Output all of the entries below precisely as written.

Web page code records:
+ + + + +

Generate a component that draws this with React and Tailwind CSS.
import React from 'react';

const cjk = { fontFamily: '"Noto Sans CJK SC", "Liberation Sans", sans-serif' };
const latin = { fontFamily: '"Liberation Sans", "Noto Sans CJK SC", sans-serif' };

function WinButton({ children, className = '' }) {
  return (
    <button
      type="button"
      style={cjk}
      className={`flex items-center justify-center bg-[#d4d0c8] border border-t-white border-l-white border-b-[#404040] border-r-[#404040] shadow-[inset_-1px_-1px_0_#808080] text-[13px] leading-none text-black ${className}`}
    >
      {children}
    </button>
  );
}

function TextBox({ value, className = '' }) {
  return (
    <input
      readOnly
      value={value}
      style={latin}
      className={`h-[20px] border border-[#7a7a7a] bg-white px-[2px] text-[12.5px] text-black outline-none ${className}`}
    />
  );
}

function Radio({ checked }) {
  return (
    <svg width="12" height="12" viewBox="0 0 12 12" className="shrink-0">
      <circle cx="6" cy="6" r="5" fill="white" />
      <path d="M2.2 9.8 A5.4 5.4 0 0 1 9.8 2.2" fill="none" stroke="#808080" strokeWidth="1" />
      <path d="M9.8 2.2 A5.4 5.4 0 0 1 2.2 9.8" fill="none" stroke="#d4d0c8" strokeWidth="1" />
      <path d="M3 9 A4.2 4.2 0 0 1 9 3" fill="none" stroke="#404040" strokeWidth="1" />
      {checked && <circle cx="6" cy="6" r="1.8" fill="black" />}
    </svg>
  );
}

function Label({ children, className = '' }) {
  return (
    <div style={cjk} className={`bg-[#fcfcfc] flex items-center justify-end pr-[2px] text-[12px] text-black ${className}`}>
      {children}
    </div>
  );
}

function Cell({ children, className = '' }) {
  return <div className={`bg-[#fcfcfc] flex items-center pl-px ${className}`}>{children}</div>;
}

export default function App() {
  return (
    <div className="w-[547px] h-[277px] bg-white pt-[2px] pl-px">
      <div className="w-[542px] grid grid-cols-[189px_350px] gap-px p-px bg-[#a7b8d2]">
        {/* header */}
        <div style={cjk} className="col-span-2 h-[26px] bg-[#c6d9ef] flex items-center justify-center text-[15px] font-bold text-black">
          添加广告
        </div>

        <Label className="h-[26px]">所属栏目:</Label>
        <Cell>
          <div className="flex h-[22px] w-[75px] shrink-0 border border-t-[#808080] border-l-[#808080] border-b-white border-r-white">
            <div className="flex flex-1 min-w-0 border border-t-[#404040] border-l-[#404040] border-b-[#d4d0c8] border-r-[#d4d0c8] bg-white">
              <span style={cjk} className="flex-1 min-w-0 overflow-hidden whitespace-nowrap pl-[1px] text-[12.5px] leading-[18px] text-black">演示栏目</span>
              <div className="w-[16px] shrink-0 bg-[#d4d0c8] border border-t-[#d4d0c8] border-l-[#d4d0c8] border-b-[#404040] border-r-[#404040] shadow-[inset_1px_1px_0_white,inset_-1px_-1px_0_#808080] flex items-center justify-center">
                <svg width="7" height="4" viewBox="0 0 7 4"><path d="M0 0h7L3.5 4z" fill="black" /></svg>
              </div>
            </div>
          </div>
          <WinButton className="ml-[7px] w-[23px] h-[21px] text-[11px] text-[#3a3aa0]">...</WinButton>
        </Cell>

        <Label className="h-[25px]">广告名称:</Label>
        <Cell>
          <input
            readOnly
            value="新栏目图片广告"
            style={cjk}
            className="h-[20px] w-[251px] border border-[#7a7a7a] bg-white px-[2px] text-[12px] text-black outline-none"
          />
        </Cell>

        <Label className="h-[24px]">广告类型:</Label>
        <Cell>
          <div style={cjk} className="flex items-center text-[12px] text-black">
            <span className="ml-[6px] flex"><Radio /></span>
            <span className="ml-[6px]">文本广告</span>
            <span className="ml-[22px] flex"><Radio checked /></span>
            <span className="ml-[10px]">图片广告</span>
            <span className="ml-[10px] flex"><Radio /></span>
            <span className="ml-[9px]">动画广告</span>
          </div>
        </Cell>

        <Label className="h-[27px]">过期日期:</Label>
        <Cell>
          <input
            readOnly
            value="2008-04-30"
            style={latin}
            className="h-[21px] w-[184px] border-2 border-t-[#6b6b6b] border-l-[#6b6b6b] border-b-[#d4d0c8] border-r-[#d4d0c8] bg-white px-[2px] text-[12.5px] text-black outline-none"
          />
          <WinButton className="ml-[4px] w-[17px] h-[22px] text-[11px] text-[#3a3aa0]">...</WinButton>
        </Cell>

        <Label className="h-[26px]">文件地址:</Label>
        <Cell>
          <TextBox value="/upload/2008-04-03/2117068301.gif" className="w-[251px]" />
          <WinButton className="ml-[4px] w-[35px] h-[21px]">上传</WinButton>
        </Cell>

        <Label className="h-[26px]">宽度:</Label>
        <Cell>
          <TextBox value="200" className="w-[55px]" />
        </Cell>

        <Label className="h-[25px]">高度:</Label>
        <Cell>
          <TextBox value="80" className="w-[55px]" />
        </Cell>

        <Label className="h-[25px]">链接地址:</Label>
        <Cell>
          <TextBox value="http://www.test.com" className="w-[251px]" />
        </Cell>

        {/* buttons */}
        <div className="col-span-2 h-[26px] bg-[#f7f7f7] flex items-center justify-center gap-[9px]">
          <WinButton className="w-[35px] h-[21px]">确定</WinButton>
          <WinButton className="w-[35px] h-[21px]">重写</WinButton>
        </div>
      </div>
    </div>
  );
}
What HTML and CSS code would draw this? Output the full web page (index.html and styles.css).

+ + + + +

▶ [Response to the exercise]:
Generate a component that draws this with React and Tailwind CSS.
import React from 'react';

const cjk = { fontFamily: '"Noto Sans CJK SC", "Liberation Sans", sans-serif' };
const latin = { fontFamily: '"Liberation Sans", "Noto Sans CJK SC", sans-serif' };

function WinButton({ children, className = '' }) {
  return (
    <button
      type="button"
      style={cjk}
      className={`flex items-center justify-center bg-[#d4d0c8] border border-t-white border-l-white border-b-[#404040] border-r-[#404040] shadow-[inset_-1px_-1px_0_#808080] text-[13px] leading-none text-black ${className}`}
    >
      {children}
    </button>
  );
}

function TextBox({ value, className = '' }) {
  return (
    <input
      readOnly
      value={value}
      style={latin}
      className={`h-[20px] border border-[#7a7a7a] bg-white px-[2px] text-[12.5px] text-black outline-none ${className}`}
    />
  );
}

function Radio({ checked }) {
  return (
    <svg width="12" height="12" viewBox="0 0 12 12" className="shrink-0">
      <circle cx="6" cy="6" r="5" fill="white" />
      <path d="M2.2 9.8 A5.4 5.4 0 0 1 9.8 2.2" fill="none" stroke="#808080" strokeWidth="1" />
      <path d="M9.8 2.2 A5.4 5.4 0 0 1 2.2 9.8" fill="none" stroke="#d4d0c8" strokeWidth="1" />
      <path d="M3 9 A4.2 4.2 0 0 1 9 3" fill="none" stroke="#404040" strokeWidth="1" />
      {checked && <circle cx="6" cy="6" r="1.8" fill="black" />}
    </svg>
  );
}

function Label({ children, className = '' }) {
  return (
    <div style={cjk} className={`bg-[#fcfcfc] flex items-center justify-end pr-[2px] text-[12px] text-black ${className}`}>
      {children}
    </div>
  );
}

function Cell({ children, className = '' }) {
  return <div className={`bg-[#fcfcfc] flex items-center pl-px ${className}`}>{children}</div>;
}

export default function App() {
  return (
    <div className="w-[547px] h-[277px] bg-white pt-[2px] pl-px">
      <div className="w-[542px] grid grid-cols-[189px_350px] gap-px p-px bg-[#a7b8d2]">
        {/* header */}
        <div style={cjk} className="col-span-2 h-[26px] bg-[#c6d9ef] flex items-center justify-center text-[15px] font-bold text-black">
          添加广告
        </div>

        <Label className="h-[26px]">所属栏目:</Label>
        <Cell>
          <div className="flex h-[22px] w-[75px] shrink-0 border border-t-[#808080] border-l-[#808080] border-b-white border-r-white">
            <div className="flex flex-1 min-w-0 border border-t-[#404040] border-l-[#404040] border-b-[#d4d0c8] border-r-[#d4d0c8] bg-white">
              <span style={cjk} className="flex-1 min-w-0 overflow-hidden whitespace-nowrap pl-[1px] text-[12.5px] leading-[18px] text-black">演示栏目</span>
              <div className="w-[16px] shrink-0 bg-[#d4d0c8] border border-t-[#d4d0c8] border-l-[#d4d0c8] border-b-[#404040] border-r-[#404040] shadow-[inset_1px_1px_0_white,inset_-1px_-1px_0_#808080] flex items-center justify-center">
                <svg width="7" height="4" viewBox="0 0 7 4"><path d="M0 0h7L3.5 4z" fill="black" /></svg>
              </div>
            </div>
          </div>
          <WinButton className="ml-[7px] w-[23px] h-[21px] text-[11px] text-[#3a3aa0]">...</WinButton>
        </Cell>

        <Label className="h-[25px]">广告名称:</Label>
        <Cell>
          <input
            readOnly
            value="新栏目图片广告"
            style={cjk}
            className="h-[20px] w-[251px] border border-[#7a7a7a] bg-white px-[2px] text-[12px] text-black outline-none"
          />
        </Cell>

        <Label className="h-[24px]">广告类型:</Label>
        <Cell>
          <div style={cjk} className="flex items-center text-[12px] text-black">
            <span className="ml-[6px] flex"><Radio /></span>
            <span className="ml-[6px]">文本广告</span>
            <span className="ml-[22px] flex"><Radio checked /></span>
            <span className="ml-[10px]">图片广告</span>
            <span className="ml-[10px] flex"><Radio /></span>
            <span className="ml-[9px]">动画广告</span>
          </div>
        </Cell>

        <Label className="h-[27px]">过期日期:</Label>
        <Cell>
          <input
            readOnly
            value="2008-04-30"
            style={latin}
            className="h-[21px] w-[184px] border-2 border-t-[#6b6b6b] border-l-[#6b6b6b] border-b-[#d4d0c8] border-r-[#d4d0c8] bg-white px-[2px] text-[12.5px] text-black outline-none"
          />
          <WinButton className="ml-[4px] w-[17px] h-[22px] text-[11px] text-[#3a3aa0]">...</WinButton>
        </Cell>

        <Label className="h-[26px]">文件地址:</Label>
        <Cell>
          <TextBox value="/upload/2008-04-03/2117068301.gif" className="w-[251px]" />
          <WinButton className="ml-[4px] w-[35px] h-[21px]">上传</WinButton>
        </Cell>

        <Label className="h-[26px]">宽度:</Label>
        <Cell>
          <TextBox value="200" className="w-[55px]" />
        </Cell>

        <Label className="h-[25px]">高度:</Label>
        <Cell>
          <TextBox value="80" className="w-[55px]" />
        </Cell>

        <Label className="h-[25px]">链接地址:</Label>
        <Cell>
          <TextBox value="http://www.test.com" className="w-[251px]" />
        </Cell>

        {/* buttons */}
        <div className="col-span-2 h-[26px] bg-[#f7f7f7] flex items-center justify-center gap-[9px]">
          <WinButton className="w-[35px] h-[21px]">确定</WinButton>
          <WinButton className="w-[35px] h-[21px]">重写</WinButton>
        </div>
      </div>
    </div>
  );
}
What HTML and CSS code would draw this? Output the full web page (index.html and styles.css).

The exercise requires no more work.